Things got even better in the early-90s when the band took their sound in a more electronic direction and released what might be their absolute best album ever, 1991’s Achtung Baby. Listeners weren’t bothered by the shift in sound one bit, and that has everything to do with the record producing a whopping five singles, including “Mysterious Ways” and “One” which both rank among U2’s most treasured songs to this day.
Unfortunately, the follow-up to that triumph, 1993’s Zooropa, is U2 answering the question: “What if we did all of that again, but this time without any hits?”
That’s not to say it’s a bad album. It is definitely an interesting listen, and the songs “Lemon” and “Stay” are perfectly acceptable bangers. They just aren’t at all memorable when compared to the litany of rock anthems U2 has to their credit.
The lads from Ireland (no one calls them that) also didn’t do themselves any favors with their music video choices.
For starters, the first single, “Numb,” features guitarist The Edge on lead vocals for the first time.
That would be pretty neat if the song didn’t flat out suck, but it does. There’s a reason Bono normally handles the bulk of the vocal duties. Oh, the song also features a sample from the 1935 Nazi propaganda film Triumph of the Will, so that’s unfortunate.
As for the “Lemon” video, Bono is totally the problem. Mostly in that putting his mug in front of a fisheye lens while he’s dolled up to look exactly like my aunt Ruthie is the stuff of nightmares.
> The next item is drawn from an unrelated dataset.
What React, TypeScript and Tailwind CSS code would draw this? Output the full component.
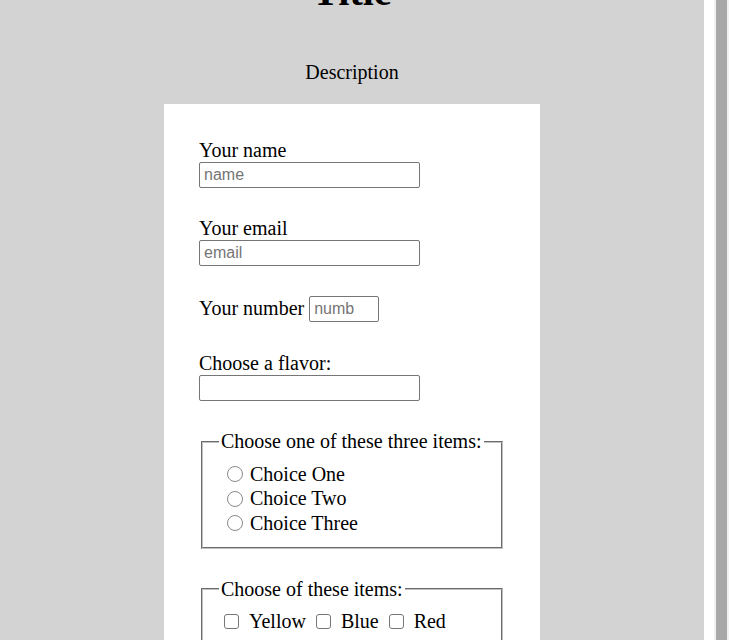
const serif = "font-['Liberation_Serif',serif]";

function TextInput({ placeholder, className = "" }: { placeholder?: string; className?: string }) {
  return (
    <input
      type="text"
      placeholder={placeholder}
      className={`block h-[26px] border border-[#767676] rounded-[2px] bg-white pl-[4px] pr-[2px] text-[16px] leading-[18px] text-black font-['Liberation_Sans',Arial,sans-serif] placeholder:text-[#757575] outline-none ${className}`}
    />
  );
}

function Radio({ label }: { label: string }) {
  return (
    <label className="flex items-center h-[24.5px]">
      <input
        type="radio"
        name="choice"
        className="appearance-none ml-[8px] w-[16px] h-[16px] rounded-full border border-[#8a8a8a] bg-white"
      />
      <span className="ml-[7px]">{label}</span>
    </label>
  );
}

function Check({ label, first }: { label: string; first?: boolean }) {
  return (
    <label className="flex items-center">
      <input
        type="checkbox"
        className={`appearance-none ${first ? "ml-[5px]" : "ml-[10px]"} w-[15px] h-[15px] rounded-[3px] border border-[#767676] bg-white`}
      />
      <span className="ml-[10px]">{label}</span>
    </label>
  );
}

export default function App() {
  return (
    <div className={`flex w-[729px] h-[640px] overflow-hidden text-black ${serif}`}>
      <main className="w-[704px] h-full bg-[#d3d3d3] flex flex-col items-center">
        <h1 className="-mt-[31.5px] text-[40px] leading-[46px] font-bold">Title</h1>
        <p className="mt-[46px] text-[20px] leading-[23px]">Description</p>

        <form className="mt-[20px] w-[376px] bg-white px-[35px] pt-[35px] pb-[40px] text-[20px] leading-[23px]">
          <label className="block">Your name</label>
          <TextInput placeholder="name" className="w-[221px]" />

          <label className="block mt-[29px]">Your email</label>
          <TextInput placeholder="email" className="w-[221px]" />

          <div className="mt-[30px] flex items-center h-[26px]">
            <span>Your number</span>
            <TextInput placeholder="numb" className="ml-[5px] w-[70px]" />
          </div>

          <label className="block mt-[30px]">Choose a flavor:</label>
          <TextInput className="w-[221px]" />

          <fieldset className="mt-[29.5px] mx-[2px] border-2 [border-style:groove] border-[#c0c0c0] pl-[16px] pr-[15px] pt-[9px] pb-[11px]">
            <legend className="px-[2px]">Choose one of these three items:</legend>
            <Radio label="Choice One" />
            <Radio label="Choice Two" />
            <Radio label="Choice Three" />
          </fieldset>

          <fieldset className="mt-[29px] mx-[2px] border-2 [border-style:groove] border-[#c0c0c0] pl-[16px] pr-[15px] pt-[9px] pb-[11px]">
            <legend className="px-[2px]">Choose of these items:</legend>
            <div className="flex items-center h-[24.5px]">
              <Check label="Yellow" first />
              <Check label="Blue" />
              <Check label="Red" />
            </div>
          </fieldset>
        </form>
      </main>
      <div className="w-[10px] h-full bg-white" />
      <div className="w-[15px] h-full bg-[#f1f1f1] px-[2px]">
        <div className="h-full bg-[#a8a8a8]" />
      </div>
    </div>
  );
}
On top of all that, Zooropa was released while U2 was still touring behind Achtung Baby, which rightfully gave a lot of fans the sinking feeling that this was just an attempt to cash-in on the success of the previous album by packaging a bunch of throwaway songs from those sessions together as a new album.
And hey, that was probably only partially true. The follow-up to this album, 1997’s Pop, was similarly experimental and similarly not good.
So, it’s not that Zooropa was a cheap cash-in, it’s just that U2 kinda sucked for the remainder of the ‘90s.
Zooropa completely knocked me off the U2 train for a long time.